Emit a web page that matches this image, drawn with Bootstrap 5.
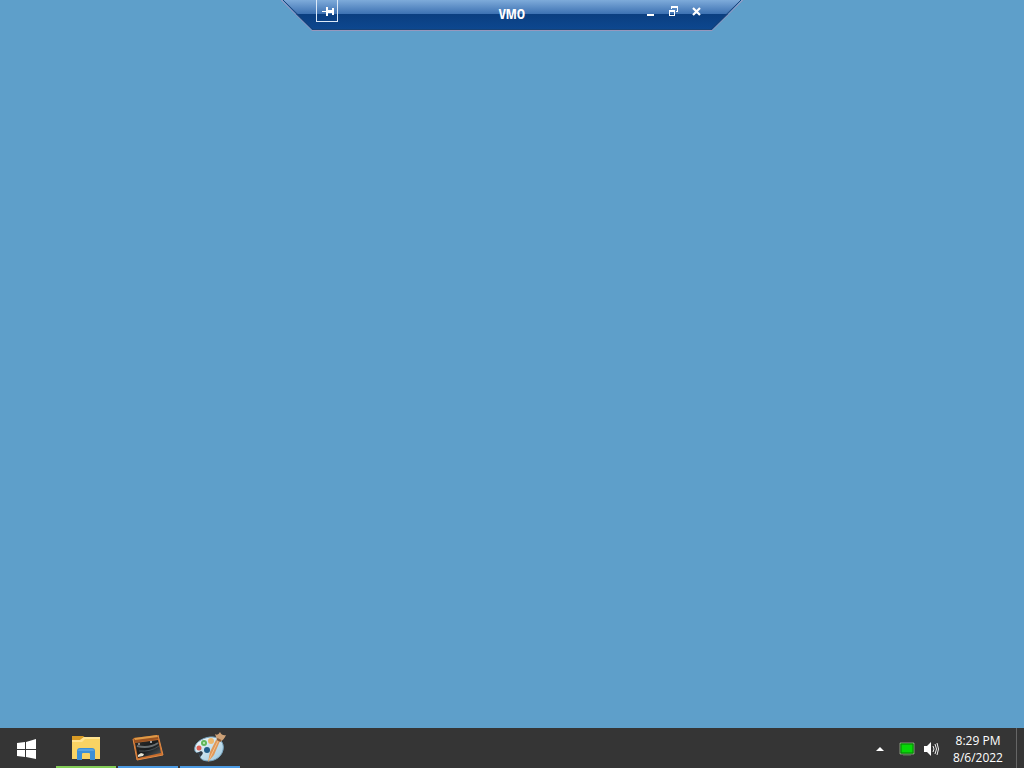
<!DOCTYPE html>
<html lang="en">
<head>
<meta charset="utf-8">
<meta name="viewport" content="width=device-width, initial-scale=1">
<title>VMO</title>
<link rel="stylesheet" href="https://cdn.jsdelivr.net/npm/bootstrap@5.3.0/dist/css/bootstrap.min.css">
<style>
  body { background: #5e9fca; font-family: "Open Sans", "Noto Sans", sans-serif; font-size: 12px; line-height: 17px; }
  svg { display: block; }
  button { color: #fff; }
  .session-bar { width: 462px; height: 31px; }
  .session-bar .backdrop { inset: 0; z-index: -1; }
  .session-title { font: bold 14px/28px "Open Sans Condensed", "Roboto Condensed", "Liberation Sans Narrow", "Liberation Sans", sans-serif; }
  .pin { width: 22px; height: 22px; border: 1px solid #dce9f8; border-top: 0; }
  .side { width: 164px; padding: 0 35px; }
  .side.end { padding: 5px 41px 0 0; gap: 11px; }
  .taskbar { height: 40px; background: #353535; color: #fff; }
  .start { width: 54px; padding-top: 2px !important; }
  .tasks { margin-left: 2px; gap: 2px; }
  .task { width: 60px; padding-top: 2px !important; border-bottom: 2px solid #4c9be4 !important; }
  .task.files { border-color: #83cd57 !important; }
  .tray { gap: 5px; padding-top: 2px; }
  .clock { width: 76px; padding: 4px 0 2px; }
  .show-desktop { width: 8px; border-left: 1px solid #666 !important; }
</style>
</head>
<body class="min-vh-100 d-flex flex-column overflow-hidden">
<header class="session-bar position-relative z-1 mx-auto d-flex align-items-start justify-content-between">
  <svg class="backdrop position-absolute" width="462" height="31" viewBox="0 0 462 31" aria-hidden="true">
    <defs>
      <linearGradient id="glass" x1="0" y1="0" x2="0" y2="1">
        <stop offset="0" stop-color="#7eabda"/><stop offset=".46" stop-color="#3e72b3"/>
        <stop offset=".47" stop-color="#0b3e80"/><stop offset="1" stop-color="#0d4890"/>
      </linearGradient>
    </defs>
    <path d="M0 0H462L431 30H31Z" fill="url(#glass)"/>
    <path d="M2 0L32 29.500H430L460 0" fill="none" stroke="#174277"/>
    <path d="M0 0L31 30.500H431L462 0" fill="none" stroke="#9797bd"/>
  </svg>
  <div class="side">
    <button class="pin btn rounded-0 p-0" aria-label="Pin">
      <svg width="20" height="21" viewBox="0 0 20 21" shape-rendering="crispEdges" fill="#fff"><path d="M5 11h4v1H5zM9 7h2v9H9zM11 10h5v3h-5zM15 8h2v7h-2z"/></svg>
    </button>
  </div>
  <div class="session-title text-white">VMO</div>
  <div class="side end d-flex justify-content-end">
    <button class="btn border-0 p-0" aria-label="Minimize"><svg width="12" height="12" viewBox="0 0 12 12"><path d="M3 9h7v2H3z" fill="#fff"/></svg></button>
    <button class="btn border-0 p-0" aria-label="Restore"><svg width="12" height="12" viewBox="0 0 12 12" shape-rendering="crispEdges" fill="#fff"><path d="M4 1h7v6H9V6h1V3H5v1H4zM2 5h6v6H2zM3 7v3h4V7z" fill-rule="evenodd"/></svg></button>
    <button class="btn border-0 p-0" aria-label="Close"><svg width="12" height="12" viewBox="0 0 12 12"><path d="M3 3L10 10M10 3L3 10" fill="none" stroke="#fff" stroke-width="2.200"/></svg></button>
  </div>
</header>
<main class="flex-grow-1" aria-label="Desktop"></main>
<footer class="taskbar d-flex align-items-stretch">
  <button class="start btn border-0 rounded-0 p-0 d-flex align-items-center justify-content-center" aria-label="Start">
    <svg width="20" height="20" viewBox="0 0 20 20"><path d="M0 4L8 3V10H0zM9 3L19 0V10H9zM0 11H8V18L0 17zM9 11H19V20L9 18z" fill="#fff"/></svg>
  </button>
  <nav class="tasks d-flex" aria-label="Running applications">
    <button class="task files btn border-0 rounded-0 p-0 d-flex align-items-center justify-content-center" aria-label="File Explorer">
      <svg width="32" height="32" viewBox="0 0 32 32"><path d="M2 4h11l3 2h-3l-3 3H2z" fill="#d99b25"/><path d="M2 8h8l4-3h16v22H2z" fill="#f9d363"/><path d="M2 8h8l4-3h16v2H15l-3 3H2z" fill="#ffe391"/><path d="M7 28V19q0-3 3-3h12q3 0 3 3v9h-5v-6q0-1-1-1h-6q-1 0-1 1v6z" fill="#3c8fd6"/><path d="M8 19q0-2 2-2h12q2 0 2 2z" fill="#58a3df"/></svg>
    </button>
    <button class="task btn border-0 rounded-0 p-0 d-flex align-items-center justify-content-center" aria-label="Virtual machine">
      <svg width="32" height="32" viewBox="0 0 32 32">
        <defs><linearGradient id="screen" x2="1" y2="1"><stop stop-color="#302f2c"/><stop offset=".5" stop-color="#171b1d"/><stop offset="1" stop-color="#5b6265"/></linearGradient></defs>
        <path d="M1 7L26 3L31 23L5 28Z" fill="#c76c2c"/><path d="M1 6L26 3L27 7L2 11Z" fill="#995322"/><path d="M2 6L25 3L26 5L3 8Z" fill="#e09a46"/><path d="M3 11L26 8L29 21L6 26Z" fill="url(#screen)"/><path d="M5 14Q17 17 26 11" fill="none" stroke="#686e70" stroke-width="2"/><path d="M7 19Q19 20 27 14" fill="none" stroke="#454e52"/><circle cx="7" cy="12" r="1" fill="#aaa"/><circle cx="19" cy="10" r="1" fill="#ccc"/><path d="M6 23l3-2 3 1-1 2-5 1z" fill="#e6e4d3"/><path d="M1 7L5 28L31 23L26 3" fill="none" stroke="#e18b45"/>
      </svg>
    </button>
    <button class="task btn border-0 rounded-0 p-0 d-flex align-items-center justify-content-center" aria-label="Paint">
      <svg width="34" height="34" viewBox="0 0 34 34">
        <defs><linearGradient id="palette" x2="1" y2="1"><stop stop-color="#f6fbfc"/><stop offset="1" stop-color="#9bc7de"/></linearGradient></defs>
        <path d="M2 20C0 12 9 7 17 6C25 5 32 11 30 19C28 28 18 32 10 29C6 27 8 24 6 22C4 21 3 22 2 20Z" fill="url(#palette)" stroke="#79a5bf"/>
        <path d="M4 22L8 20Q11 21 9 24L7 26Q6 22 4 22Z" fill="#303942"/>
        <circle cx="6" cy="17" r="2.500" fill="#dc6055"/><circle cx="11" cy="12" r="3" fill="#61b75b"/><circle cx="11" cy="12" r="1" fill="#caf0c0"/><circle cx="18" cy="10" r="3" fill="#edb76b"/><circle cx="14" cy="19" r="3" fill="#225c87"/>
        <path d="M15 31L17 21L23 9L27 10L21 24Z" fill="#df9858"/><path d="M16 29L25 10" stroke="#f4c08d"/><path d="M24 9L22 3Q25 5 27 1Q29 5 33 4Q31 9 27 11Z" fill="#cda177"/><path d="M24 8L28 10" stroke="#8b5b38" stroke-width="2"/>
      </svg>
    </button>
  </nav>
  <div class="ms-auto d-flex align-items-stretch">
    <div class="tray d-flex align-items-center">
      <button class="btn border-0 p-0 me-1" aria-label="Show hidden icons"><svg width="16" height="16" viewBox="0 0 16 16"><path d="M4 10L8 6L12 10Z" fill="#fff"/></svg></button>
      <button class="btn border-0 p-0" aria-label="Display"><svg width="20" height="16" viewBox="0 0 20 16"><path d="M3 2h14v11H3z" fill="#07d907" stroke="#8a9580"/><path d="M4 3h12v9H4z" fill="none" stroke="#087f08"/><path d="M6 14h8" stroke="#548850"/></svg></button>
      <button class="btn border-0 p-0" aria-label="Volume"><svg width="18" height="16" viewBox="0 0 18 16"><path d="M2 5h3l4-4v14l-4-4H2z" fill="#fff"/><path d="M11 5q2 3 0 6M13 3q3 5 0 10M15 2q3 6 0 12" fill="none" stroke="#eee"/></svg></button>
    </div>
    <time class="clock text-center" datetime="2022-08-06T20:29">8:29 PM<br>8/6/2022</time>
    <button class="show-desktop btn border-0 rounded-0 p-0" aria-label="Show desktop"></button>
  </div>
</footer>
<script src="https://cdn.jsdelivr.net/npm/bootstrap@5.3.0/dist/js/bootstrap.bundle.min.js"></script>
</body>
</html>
###
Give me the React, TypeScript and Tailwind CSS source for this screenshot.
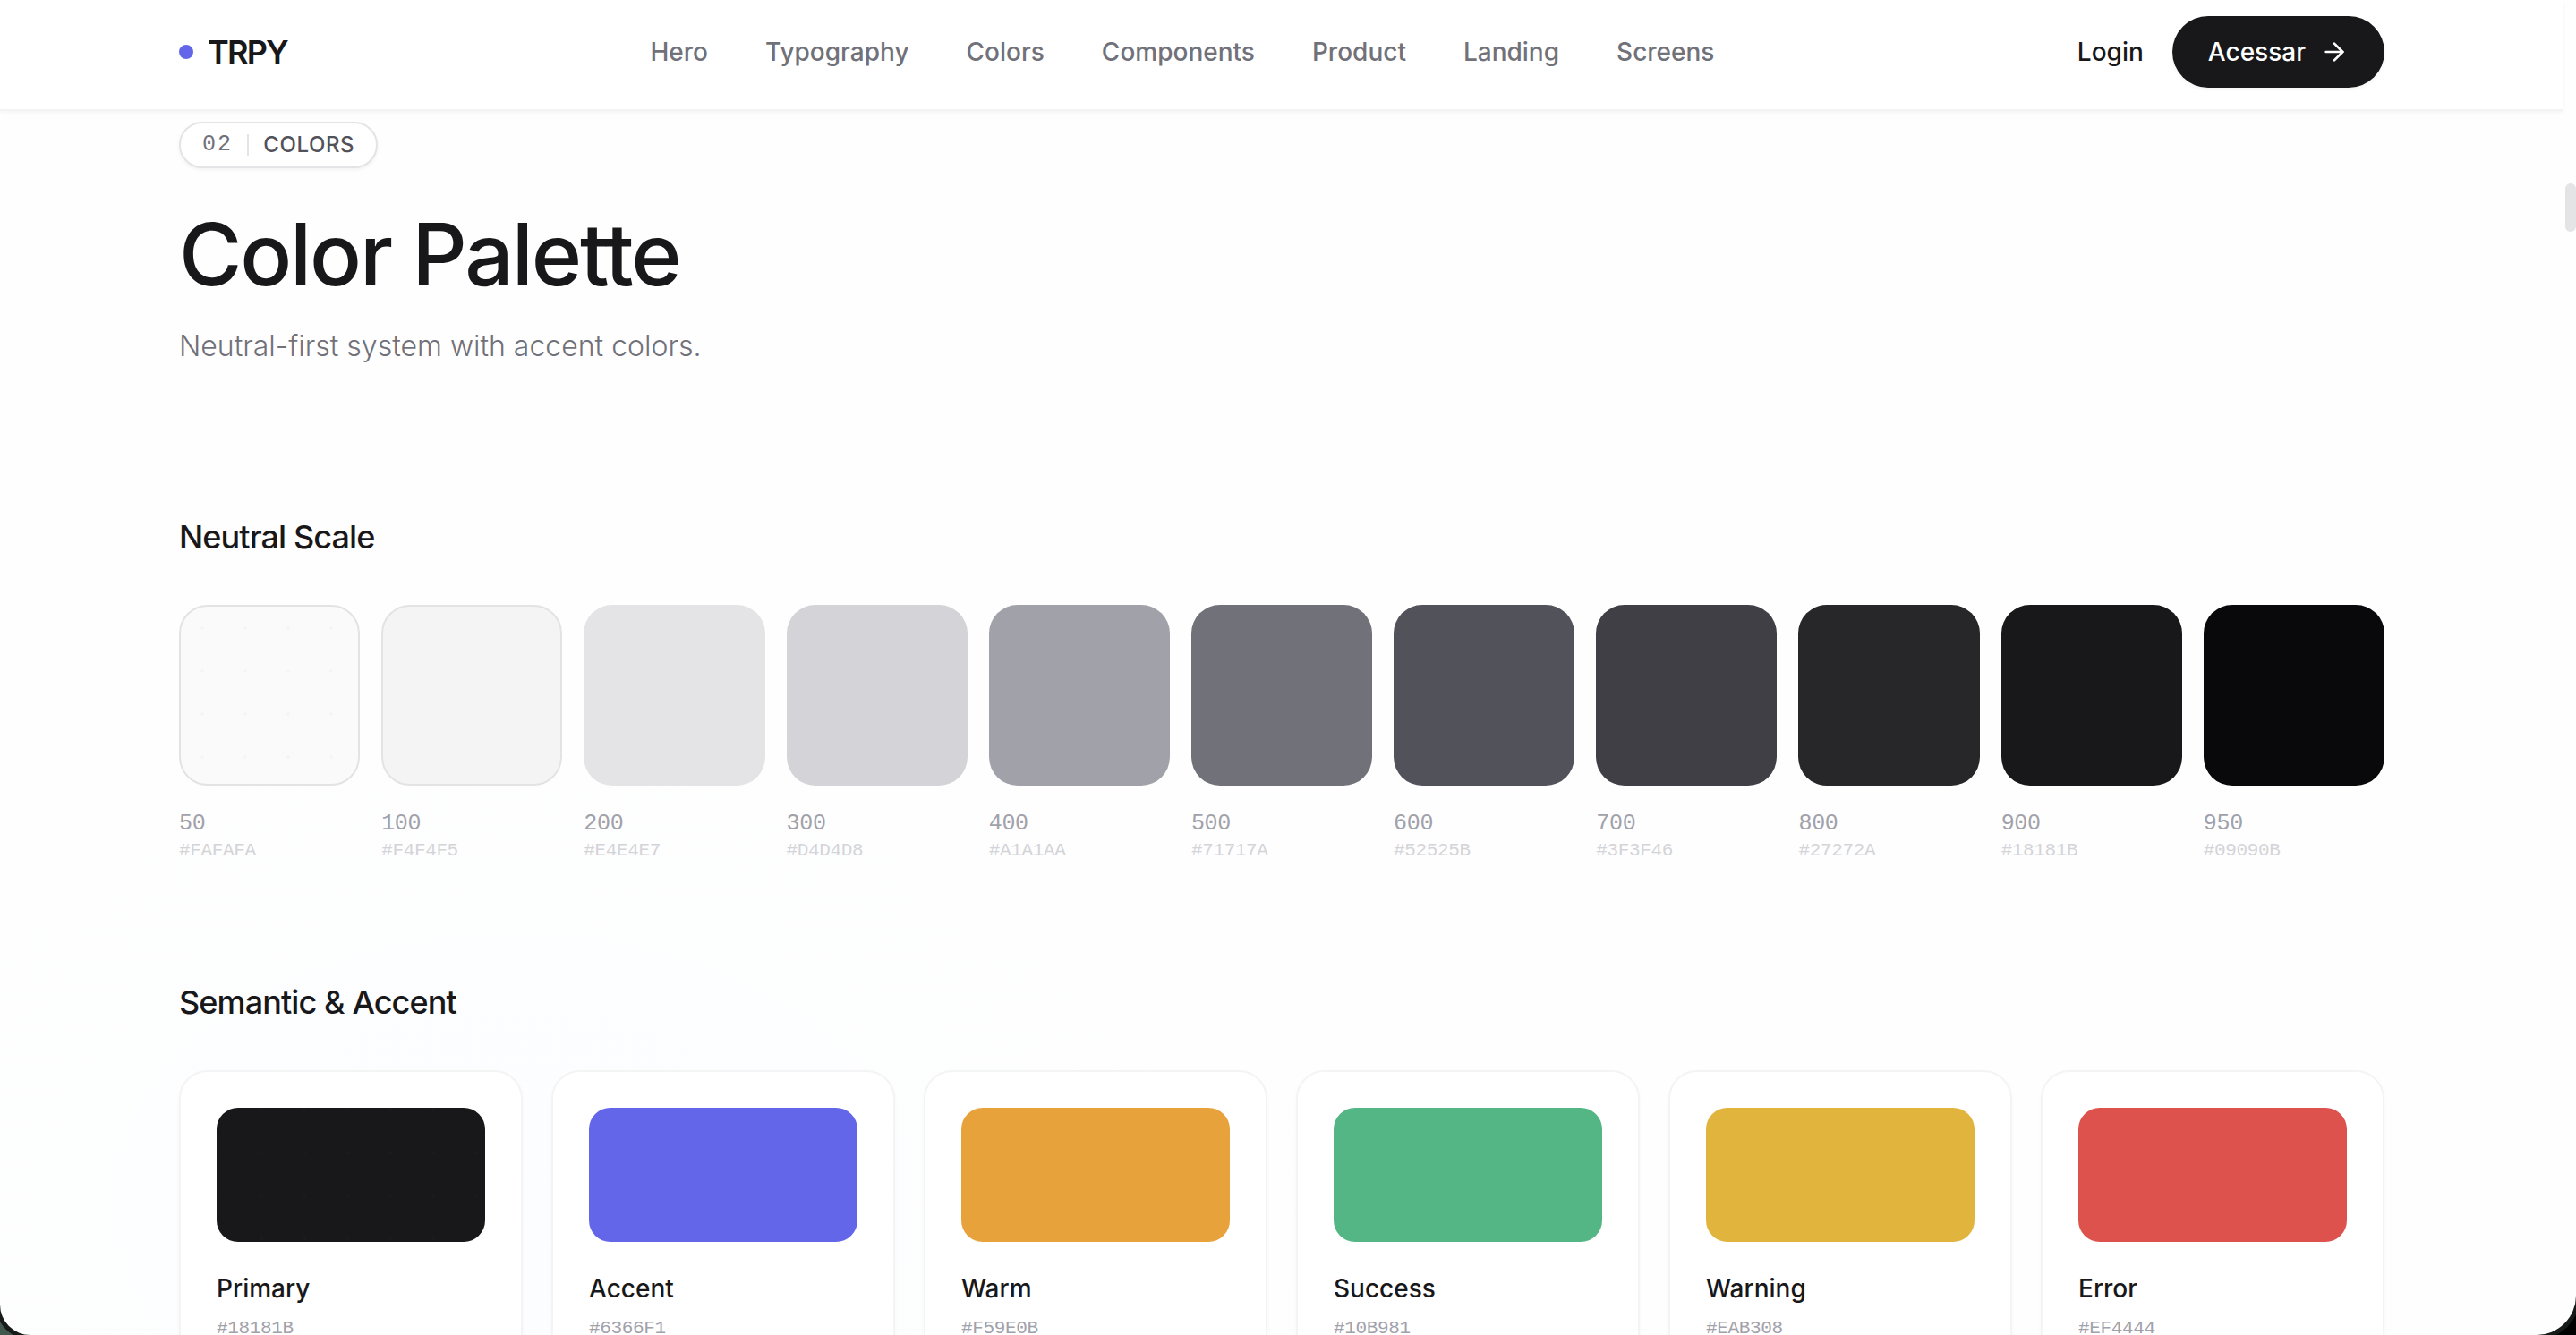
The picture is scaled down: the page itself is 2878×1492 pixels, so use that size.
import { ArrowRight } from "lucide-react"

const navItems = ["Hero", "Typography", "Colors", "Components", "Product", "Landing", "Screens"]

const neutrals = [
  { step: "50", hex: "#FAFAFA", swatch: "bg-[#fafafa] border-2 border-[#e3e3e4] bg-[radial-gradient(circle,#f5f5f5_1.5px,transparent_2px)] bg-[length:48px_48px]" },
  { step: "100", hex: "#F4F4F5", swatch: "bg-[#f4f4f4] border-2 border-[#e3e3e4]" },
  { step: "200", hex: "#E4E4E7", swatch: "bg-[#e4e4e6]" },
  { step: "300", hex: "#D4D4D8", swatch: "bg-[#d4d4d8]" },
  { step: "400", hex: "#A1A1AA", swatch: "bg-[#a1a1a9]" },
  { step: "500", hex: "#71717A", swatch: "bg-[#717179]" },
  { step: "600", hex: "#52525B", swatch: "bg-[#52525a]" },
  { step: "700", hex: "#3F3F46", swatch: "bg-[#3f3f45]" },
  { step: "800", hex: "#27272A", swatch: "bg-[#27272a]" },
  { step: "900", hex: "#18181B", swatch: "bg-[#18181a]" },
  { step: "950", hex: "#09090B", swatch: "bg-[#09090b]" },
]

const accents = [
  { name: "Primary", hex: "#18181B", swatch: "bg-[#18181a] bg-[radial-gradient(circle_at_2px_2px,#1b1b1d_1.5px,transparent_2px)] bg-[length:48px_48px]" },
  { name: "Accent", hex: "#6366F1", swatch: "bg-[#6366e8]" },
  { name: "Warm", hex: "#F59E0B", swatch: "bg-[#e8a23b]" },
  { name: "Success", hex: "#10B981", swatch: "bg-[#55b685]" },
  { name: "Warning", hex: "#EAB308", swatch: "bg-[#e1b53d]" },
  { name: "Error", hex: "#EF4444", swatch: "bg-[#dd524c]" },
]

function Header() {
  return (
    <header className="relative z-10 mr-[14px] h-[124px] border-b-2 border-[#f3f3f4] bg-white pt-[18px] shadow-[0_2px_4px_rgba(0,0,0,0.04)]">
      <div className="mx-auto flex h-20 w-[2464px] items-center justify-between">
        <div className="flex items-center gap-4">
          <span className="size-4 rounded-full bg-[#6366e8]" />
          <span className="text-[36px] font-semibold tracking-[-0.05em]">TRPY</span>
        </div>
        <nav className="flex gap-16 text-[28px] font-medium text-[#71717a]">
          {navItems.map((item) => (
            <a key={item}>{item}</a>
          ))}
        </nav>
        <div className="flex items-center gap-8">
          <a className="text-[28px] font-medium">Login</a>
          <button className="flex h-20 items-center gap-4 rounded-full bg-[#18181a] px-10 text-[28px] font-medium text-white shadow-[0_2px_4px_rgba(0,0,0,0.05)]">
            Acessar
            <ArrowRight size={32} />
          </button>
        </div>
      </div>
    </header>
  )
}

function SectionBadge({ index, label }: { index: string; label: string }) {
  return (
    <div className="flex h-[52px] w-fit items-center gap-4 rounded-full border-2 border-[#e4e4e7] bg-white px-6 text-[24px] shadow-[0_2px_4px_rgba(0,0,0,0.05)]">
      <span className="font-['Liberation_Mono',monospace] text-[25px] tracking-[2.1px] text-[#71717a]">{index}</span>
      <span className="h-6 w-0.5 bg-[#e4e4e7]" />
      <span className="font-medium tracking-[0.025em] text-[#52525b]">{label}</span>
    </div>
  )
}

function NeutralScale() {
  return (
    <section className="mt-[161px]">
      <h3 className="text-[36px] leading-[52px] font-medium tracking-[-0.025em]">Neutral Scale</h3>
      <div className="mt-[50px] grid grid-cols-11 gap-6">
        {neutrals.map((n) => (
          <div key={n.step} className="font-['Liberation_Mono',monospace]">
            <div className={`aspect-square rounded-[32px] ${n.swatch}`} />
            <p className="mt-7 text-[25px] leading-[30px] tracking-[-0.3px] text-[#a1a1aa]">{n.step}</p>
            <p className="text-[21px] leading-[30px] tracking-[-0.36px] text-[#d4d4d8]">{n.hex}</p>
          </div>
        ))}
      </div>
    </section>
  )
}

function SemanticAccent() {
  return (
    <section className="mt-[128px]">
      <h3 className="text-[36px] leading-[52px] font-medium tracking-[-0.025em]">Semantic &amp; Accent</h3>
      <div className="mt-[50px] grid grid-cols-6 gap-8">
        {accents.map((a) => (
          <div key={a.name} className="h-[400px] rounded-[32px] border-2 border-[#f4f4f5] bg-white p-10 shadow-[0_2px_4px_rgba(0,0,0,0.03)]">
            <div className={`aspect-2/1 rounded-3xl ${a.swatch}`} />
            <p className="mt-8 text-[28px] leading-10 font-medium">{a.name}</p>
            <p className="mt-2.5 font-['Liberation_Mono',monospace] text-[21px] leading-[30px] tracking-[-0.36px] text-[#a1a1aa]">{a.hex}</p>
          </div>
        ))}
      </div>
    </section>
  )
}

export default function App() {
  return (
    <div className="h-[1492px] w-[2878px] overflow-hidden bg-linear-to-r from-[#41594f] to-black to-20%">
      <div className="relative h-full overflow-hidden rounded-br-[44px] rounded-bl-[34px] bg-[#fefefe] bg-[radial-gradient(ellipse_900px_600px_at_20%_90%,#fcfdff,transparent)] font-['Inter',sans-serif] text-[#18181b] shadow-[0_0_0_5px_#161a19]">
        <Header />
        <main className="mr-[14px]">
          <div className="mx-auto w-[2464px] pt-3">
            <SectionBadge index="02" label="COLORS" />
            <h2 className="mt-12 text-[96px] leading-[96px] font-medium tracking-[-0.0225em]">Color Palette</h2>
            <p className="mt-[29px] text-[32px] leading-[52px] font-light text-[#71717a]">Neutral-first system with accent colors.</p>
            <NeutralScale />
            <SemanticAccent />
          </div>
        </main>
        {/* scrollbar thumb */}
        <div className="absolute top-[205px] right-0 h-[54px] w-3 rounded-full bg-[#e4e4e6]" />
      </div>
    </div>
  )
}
###
Output a single number: how many lines contain the word "with".

> **Result of this exercise**
2